September 23 is the feast of Saint Adamnan, a seventh-century Donegal saint who was the ninth abbot of Iona and one of the most prominent churchmen of his time. I recently treated myself to a copy of a new book on the saint by Brian Lacey, Adomnán, Adhamhnán, Eunan: Life and afterlife of a Donegal Saint, published by Four Courts Press in May of this year and look forward to reading a modern scholar's reappraisal of this fascinating man. Although he is generally best known as the hagiographer of and successor to Saint Colum Cille of Iona, there remains a more local aspect to the cult of Saint Adamnan who is the co-patron of the Donegal diocese of Raphoe, a connection which has a chapter of its own in Lacey's book. In the seventeenth century Micheal O'Clery compiled The Martyrology of Donegal, whose entry for this day contains a summary of what had been handed down about local hero, Adamnan. It presents him as an abbot, ascetic, and mystic who is sustained by a vision of the Christ child for three days and who is further associated with an apocalyptic vision of heaven and hell. It concludes with a reference to the List of Irish Parallel Saints in which our native holy men are viewed as local equivalents of major Christian figures, with Saint Adamnan likened to Pope Sylvester:
23. G. NONO KAL. OCTOBRIS. 23.J.H. Todd and W. Reeves, eds, John O'Donovan, trans. The Martyrology of Donegal: A Calendar of the Saints of Ireland, (Dublin, 1864) pp. 255-257.

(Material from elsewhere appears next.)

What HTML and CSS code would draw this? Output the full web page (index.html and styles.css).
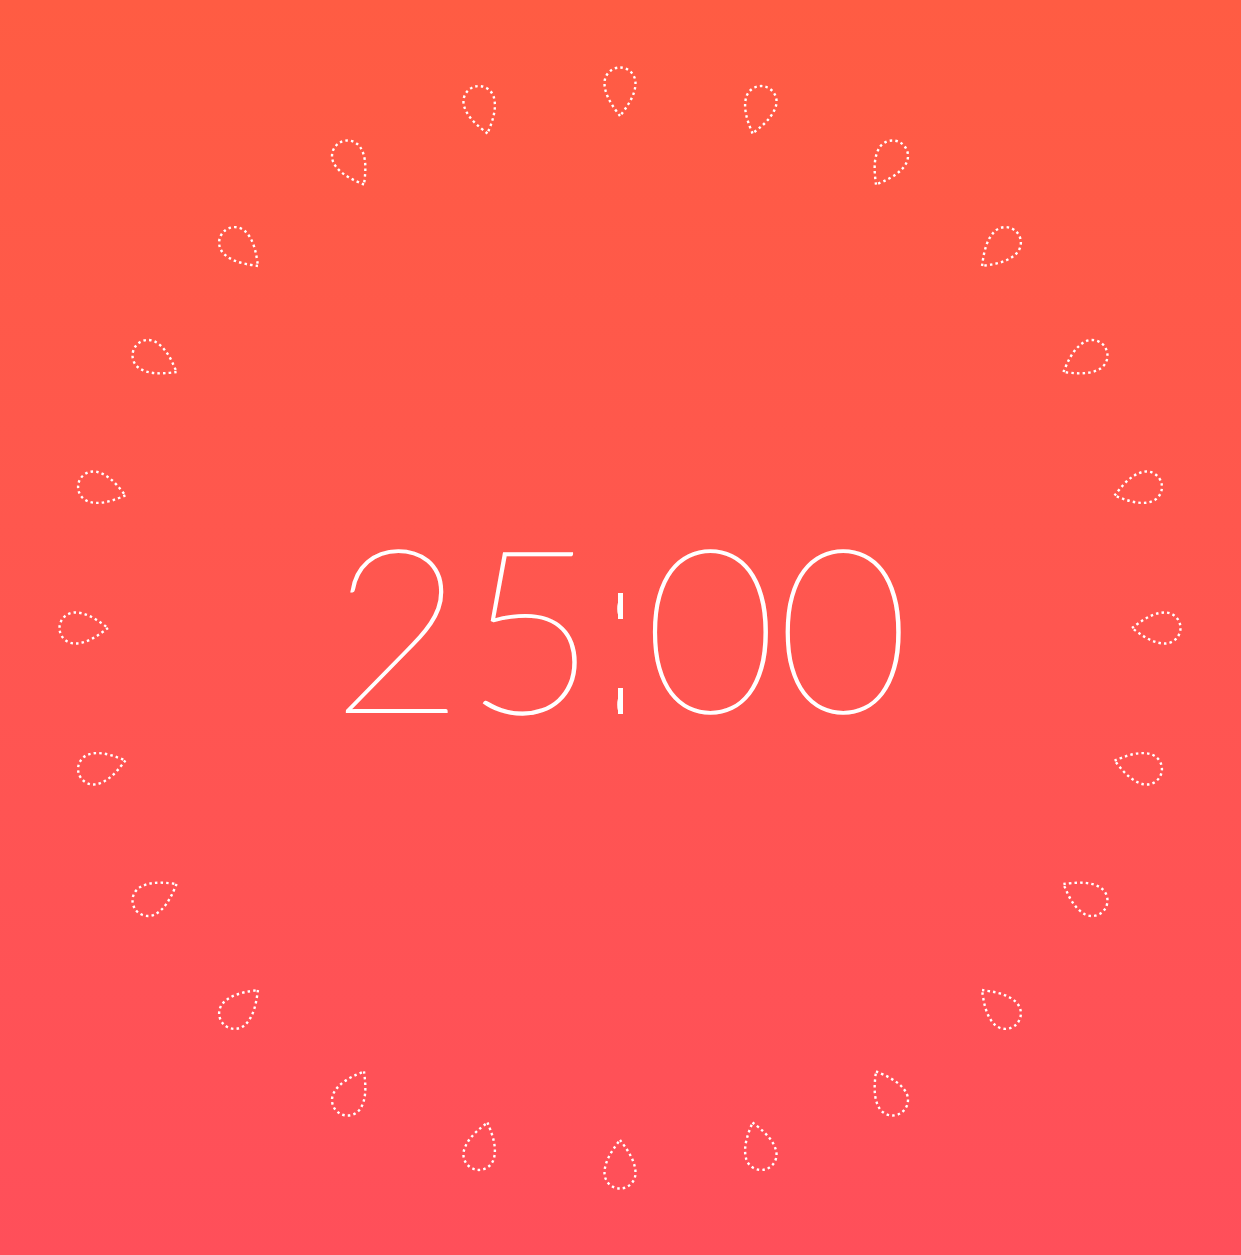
FILE: index.html
```html
<!DOCTYPE html>
<html lang="en">
<head>
<meta charset="utf-8">
<title>Pomodoro Timer</title>
<link rel="stylesheet" href="styles.css">
</head>
<body>
<main class="stage">
  <svg class="ring" viewBox="0 0 1241 1255" aria-hidden="true">
    <defs>
      <path id="drop" d="M0 33 C -6 25 -15.5 13 -15.5 0 A 15.5 15.5 0 0 1 15.5 0 C 15.5 13 6 25 0 33 Z"/>
    </defs>
    <g class="drops">
      <use href="#drop" transform="rotate(0 620 628) translate(620 83)"/>
      <use href="#drop" transform="rotate(15 620 628) translate(620 83)"/>
      <use href="#drop" transform="rotate(30 620 628) translate(620 83)"/>
      <use href="#drop" transform="rotate(45 620 628) translate(620 83)"/>
      <use href="#drop" transform="rotate(60 620 628) translate(620 83)"/>
      <use href="#drop" transform="rotate(75 620 628) translate(620 83)"/>
      <use href="#drop" transform="rotate(90 620 628) translate(620 83)"/>
      <use href="#drop" transform="rotate(105 620 628) translate(620 83)"/>
      <use href="#drop" transform="rotate(120 620 628) translate(620 83)"/>
      <use href="#drop" transform="rotate(135 620 628) translate(620 83)"/>
      <use href="#drop" transform="rotate(150 620 628) translate(620 83)"/>
      <use href="#drop" transform="rotate(165 620 628) translate(620 83)"/>
      <use href="#drop" transform="rotate(180 620 628) translate(620 83)"/>
      <use href="#drop" transform="rotate(195 620 628) translate(620 83)"/>
      <use href="#drop" transform="rotate(210 620 628) translate(620 83)"/>
      <use href="#drop" transform="rotate(225 620 628) translate(620 83)"/>
      <use href="#drop" transform="rotate(240 620 628) translate(620 83)"/>
      <use href="#drop" transform="rotate(255 620 628) translate(620 83)"/>
      <use href="#drop" transform="rotate(270 620 628) translate(620 83)"/>
      <use href="#drop" transform="rotate(285 620 628) translate(620 83)"/>
      <use href="#drop" transform="rotate(300 620 628) translate(620 83)"/>
      <use href="#drop" transform="rotate(315 620 628) translate(620 83)"/>
      <use href="#drop" transform="rotate(330 620 628) translate(620 83)"/>
      <use href="#drop" transform="rotate(345 620 628) translate(620 83)"/>
    </g>
  </svg>
  <div class="time"><span class="digits">25</span><span class="colon"><span class="colon-glyph">:</span></span><span class="digits">00</span></div>
</main>
</body>
</html>
```
FILE: styles.css
```css
html, body {
  margin: 0;
  padding: 0;
}

body {
  font-family: Lato, Roboto, "Liberation Sans", sans-serif;
}

.stage {
  position: relative;
  width: 1241px;
  height: 1255px;
  overflow: hidden;
  display: grid;
  place-items: center;
  background: linear-gradient(180deg, #ff5c43 0%, #ff5650 50%, #ff4f5a 100%);
}

.ring {
  position: absolute;
  inset: 0;
  width: 100%;
  height: 100%;
}

.drops use {
  fill: none;
  stroke: #ffffff;
  stroke-width: 2.4;
  stroke-dasharray: 2.5 3.1;
  stroke-linecap: butt;
}

.time {
  position: relative;
  display: flex;
  align-items: baseline;
  color: #ffffff;
  font-size: 229px;
  font-weight: 200;
  line-height: 1;
  padding-bottom: 6px;
}

.digits {
  -webkit-text-stroke: 1.4px #ffffff;
}

.colon {
  position: relative;
  display: inline-block;
  width: 47px;
  height: 229px;
  text-align: center;
}

.colon-glyph {
  display: inline-block;
  transform: translate(-4px, -3px) scaleX(0.3);
}

.colon::before,
.colon::after {
  content: "";
  position: absolute;
  left: 50%;
  width: 5px;
  margin-left: -2.5px;
  height: 26px;
  background: #ffffff;
}

.colon::before {
  top: 83px;
}

.colon::after {
  top: 178px;
}
```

ADAMNAN, son of Ronan, of the race of Conall Gulban, son of Niall, as to his stock. His mother was of the race of Enna, son of Niall. Ronat was her name. This is the Adamnan who was six and twenty years in the abbacy of I-Coluim-Cille. On a certain day that he was at Hi, he meditated in his mind to remain for three days and three nights in his church alone praying to the Lord, and he remained to the end of that time without coming to the monastery at all. They sent some mature men to the church to know how the cleric was, for they thought he was too long absent from them. They looked through the key-hole, and they saw a little boy with brilliance and bright radiance in the bosom of Adamnan. And Adamnan was thanking and caressing the infant; and they were not able to look at him any longer by reason of the divine rays which were around the boy. They were certain that it was Jesus who was in the shape of an infant, delighting Adamnan in this manner, and also that he was his satisfaction and gratification during these three days and nights. He was a vessel of wisdom, and a man full of the grace of God, and of the knowledge of the holy Scriptures, and of every other wisdom; a burning lamp which illuminated and enlightened the west of Europe with the light of virtues and good morals, laws, and rules, wisdom and knowledge, humility and self-abasement. These are his churches, namely, Rathbhoth, Druim-Thuama, in Cinel-Conaill; The Scrin, in Tir Fhiachrach Muaidhe and other churches besides. Seventy-seven years was his age when he sent his spirit to heaven, His body was interred with great honour and respect at Hi, and his body was removed to Erin after some time.
It was to Adamnan were revealed the glory of the kingdom of heaven and the pains of hell, as contained in the Vision of Adamnan,which was copied from the Leabhar-na-hUidhre. And thenceforward it was the glory of heaven and the pains of hell he used to preach. The Life of Ciaran, of Cluain, states, chap. 47, that the order of Adamnan was one of the eight orders that were in Erin.
A very ancient old-vellum-book, of which we have spoken at 1st of February, at Brighit, and at 17th March, at Patrick, and at 9th of June, at Colum Cille, &c., states, that Adamnan was, in his habits and life, like unto Silvester the Pope.
Dr Lacey comments:
The Martyrology entry doesn't tell us anything new or even anything very interesting about Adomnán, made up as it is of extracts from earlier texts and stock hagiographical phrases. But it does tell us how the great seventh-century Donegal intellectual and scholar, Adomnán,was perceived by one of the greatest intellectual and scholarly Irishmen, also from Donegal, about a thousand years later.
Brian Lacey, Adomnán, Adhamhnán, Eunan: Life and afterlife of a Donegal Saint (Dublin, 2021), p. 214.